§ **Given exercise**: Copy each line of the listing below exactly.
=== Material ===
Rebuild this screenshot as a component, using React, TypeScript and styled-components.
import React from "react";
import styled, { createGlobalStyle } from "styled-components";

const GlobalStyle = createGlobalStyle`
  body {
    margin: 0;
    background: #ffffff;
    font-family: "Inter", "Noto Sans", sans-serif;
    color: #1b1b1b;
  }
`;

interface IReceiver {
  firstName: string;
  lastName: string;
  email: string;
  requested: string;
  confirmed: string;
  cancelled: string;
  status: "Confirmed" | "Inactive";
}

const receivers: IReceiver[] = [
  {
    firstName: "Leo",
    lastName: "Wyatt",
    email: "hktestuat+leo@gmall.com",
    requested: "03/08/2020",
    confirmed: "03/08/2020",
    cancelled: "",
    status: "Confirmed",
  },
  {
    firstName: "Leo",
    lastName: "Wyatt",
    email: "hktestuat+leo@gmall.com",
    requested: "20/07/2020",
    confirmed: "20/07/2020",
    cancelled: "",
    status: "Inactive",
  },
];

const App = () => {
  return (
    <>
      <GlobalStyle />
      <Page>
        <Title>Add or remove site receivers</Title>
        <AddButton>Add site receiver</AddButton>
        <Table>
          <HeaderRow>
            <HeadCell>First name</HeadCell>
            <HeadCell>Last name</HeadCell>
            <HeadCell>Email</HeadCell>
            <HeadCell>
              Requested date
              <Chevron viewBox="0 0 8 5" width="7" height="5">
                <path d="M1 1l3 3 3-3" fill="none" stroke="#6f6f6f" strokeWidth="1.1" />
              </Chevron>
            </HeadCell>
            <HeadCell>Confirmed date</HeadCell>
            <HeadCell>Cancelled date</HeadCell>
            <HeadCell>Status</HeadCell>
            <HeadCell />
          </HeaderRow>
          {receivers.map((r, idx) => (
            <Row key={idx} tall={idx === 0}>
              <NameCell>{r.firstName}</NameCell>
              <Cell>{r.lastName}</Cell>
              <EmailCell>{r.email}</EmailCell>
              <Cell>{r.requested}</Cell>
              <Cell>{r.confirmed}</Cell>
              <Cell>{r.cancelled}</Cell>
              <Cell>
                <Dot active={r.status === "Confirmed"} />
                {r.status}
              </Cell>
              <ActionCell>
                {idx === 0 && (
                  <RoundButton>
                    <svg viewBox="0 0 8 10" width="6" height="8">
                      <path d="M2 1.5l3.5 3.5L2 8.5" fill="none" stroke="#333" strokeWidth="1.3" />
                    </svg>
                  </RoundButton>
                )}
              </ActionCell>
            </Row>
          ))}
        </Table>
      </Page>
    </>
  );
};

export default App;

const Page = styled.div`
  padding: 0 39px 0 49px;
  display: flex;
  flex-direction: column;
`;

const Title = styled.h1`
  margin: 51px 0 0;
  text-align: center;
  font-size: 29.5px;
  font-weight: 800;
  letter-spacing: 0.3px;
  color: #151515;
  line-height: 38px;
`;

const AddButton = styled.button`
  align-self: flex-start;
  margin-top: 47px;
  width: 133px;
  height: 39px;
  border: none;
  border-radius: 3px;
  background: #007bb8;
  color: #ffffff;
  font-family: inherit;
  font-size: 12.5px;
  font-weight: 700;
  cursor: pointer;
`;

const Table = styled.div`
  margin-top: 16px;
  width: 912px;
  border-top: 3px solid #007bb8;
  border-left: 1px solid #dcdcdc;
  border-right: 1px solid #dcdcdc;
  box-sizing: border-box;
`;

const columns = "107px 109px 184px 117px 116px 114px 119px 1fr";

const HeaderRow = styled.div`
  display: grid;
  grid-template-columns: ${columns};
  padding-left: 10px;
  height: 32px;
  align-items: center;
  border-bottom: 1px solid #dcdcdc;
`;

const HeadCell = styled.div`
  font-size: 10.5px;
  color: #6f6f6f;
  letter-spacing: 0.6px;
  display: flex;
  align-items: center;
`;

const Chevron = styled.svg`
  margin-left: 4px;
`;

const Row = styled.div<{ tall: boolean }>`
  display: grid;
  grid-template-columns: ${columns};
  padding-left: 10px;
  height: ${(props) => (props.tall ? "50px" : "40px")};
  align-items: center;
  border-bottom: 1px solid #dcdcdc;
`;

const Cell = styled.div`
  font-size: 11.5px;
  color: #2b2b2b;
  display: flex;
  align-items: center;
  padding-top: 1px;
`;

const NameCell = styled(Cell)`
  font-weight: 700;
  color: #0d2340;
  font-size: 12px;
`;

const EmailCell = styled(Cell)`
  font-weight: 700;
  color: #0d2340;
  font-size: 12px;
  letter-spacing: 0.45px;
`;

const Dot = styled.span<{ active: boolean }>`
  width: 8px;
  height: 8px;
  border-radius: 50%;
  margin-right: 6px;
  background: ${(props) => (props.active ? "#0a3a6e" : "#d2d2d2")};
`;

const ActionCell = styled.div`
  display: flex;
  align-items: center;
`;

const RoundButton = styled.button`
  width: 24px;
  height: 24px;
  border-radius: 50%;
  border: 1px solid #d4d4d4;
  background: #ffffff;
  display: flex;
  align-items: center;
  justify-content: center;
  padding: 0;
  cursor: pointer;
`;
===
§ **Solution below**:
Rebuild this screenshot as a component, using React, TypeScript and styled-components.
import React from "react";
import styled, { createGlobalStyle } from "styled-components";

const GlobalStyle = createGlobalStyle`
  body {
    margin: 0;
    background: #ffffff;
    font-family: "Inter", "Noto Sans", sans-serif;
    color: #1b1b1b;
  }
`;

interface IReceiver {
  firstName: string;
  lastName: string;
  email: string;
  requested: string;
  confirmed: string;
  cancelled: string;
  status: "Confirmed" | "Inactive";
}

const receivers: IReceiver[] = [
  {
    firstName: "Leo",
    lastName: "Wyatt",
    email: "hktestuat+leo@gmall.com",
    requested: "03/08/2020",
    confirmed: "03/08/2020",
    cancelled: "",
    status: "Confirmed",
  },
  {
    firstName: "Leo",
    lastName: "Wyatt",
    email: "hktestuat+leo@gmall.com",
    requested: "20/07/2020",
    confirmed: "20/07/2020",
    cancelled: "",
    status: "Inactive",
  },
];

const App = () => {
  return (
    <>
      <GlobalStyle />
      <Page>
        <Title>Add or remove site receivers</Title>
        <AddButton>Add site receiver</AddButton>
        <Table>
          <HeaderRow>
            <HeadCell>First name</HeadCell>
            <HeadCell>Last name</HeadCell>
            <HeadCell>Email</HeadCell>
            <HeadCell>
              Requested date
              <Chevron viewBox="0 0 8 5" width="7" height="5">
                <path d="M1 1l3 3 3-3" fill="none" stroke="#6f6f6f" strokeWidth="1.1" />
              </Chevron>
            </HeadCell>
            <HeadCell>Confirmed date</HeadCell>
            <HeadCell>Cancelled date</HeadCell>
            <HeadCell>Status</HeadCell>
            <HeadCell />
          </HeaderRow>
          {receivers.map((r, idx) => (
            <Row key={idx} tall={idx === 0}>
              <NameCell>{r.firstName}</NameCell>
              <Cell>{r.lastName}</Cell>
              <EmailCell>{r.email}</EmailCell>
              <Cell>{r.requested}</Cell>
              <Cell>{r.confirmed}</Cell>
              <Cell>{r.cancelled}</Cell>
              <Cell>
                <Dot active={r.status === "Confirmed"} />
                {r.status}
              </Cell>
              <ActionCell>
                {idx === 0 && (
                  <RoundButton>
                    <svg viewBox="0 0 8 10" width="6" height="8">
                      <path d="M2 1.5l3.5 3.5L2 8.5" fill="none" stroke="#333" strokeWidth="1.3" />
                    </svg>
                  </RoundButton>
                )}
              </ActionCell>
            </Row>
          ))}
        </Table>
      </Page>
    </>
  );
};

export default App;

const Page = styled.div`
  padding: 0 39px 0 49px;
  display: flex;
  flex-direction: column;
`;

const Title = styled.h1`
  margin: 51px 0 0;
  text-align: center;
  font-size: 29.5px;
  font-weight: 800;
  letter-spacing: 0.3px;
  color: #151515;
  line-height: 38px;
`;

const AddButton = styled.button`
  align-self: flex-start;
  margin-top: 47px;
  width: 133px;
  height: 39px;
  border: none;
  border-radius: 3px;
  background: #007bb8;
  color: #ffffff;
  font-family: inherit;
  font-size: 12.5px;
  font-weight: 700;
  cursor: pointer;
`;

const Table = styled.div`
  margin-top: 16px;
  width: 912px;
  border-top: 3px solid #007bb8;
  border-left: 1px solid #dcdcdc;
  border-right: 1px solid #dcdcdc;
  box-sizing: border-box;
`;

const columns = "107px 109px 184px 117px 116px 114px 119px 1fr";

const HeaderRow = styled.div`
  display: grid;
  grid-template-columns: ${columns};
  padding-left: 10px;
  height: 32px;
  align-items: center;
  border-bottom: 1px solid #dcdcdc;
`;

const HeadCell = styled.div`
  font-size: 10.5px;
  color: #6f6f6f;
  letter-spacing: 0.6px;
  display: flex;
  align-items: center;
`;

const Chevron = styled.svg`
  margin-left: 4px;
`;

const Row = styled.div<{ tall: boolean }>`
  display: grid;
  grid-template-columns: ${columns};
  padding-left: 10px;
  height: ${(props) => (props.tall ? "50px" : "40px")};
  align-items: center;
  border-bottom: 1px solid #dcdcdc;
`;

const Cell = styled.div`
  font-size: 11.5px;
  color: #2b2b2b;
  display: flex;
  align-items: center;
  padding-top: 1px;
`;

const NameCell = styled(Cell)`
  font-weight: 700;
  color: #0d2340;
  font-size: 12px;
`;

const EmailCell = styled(Cell)`
  font-weight: 700;
  color: #0d2340;
  font-size: 12px;
  letter-spacing: 0.45px;
`;

const Dot = styled.span<{ active: boolean }>`
  width: 8px;
  height: 8px;
  border-radius: 50%;
  margin-right: 6px;
  background: ${(props) => (props.active ? "#0a3a6e" : "#d2d2d2")};
`;

const ActionCell = styled.div`
  display: flex;
  align-items: center;
`;

const RoundButton = styled.button`
  width: 24px;
  height: 24px;
  border-radius: 50%;
  border: 1px solid #d4d4d4;
  background: #ffffff;
  display: flex;
  align-items: center;
  justify-content: center;
  padding: 0;
  cursor: pointer;
`;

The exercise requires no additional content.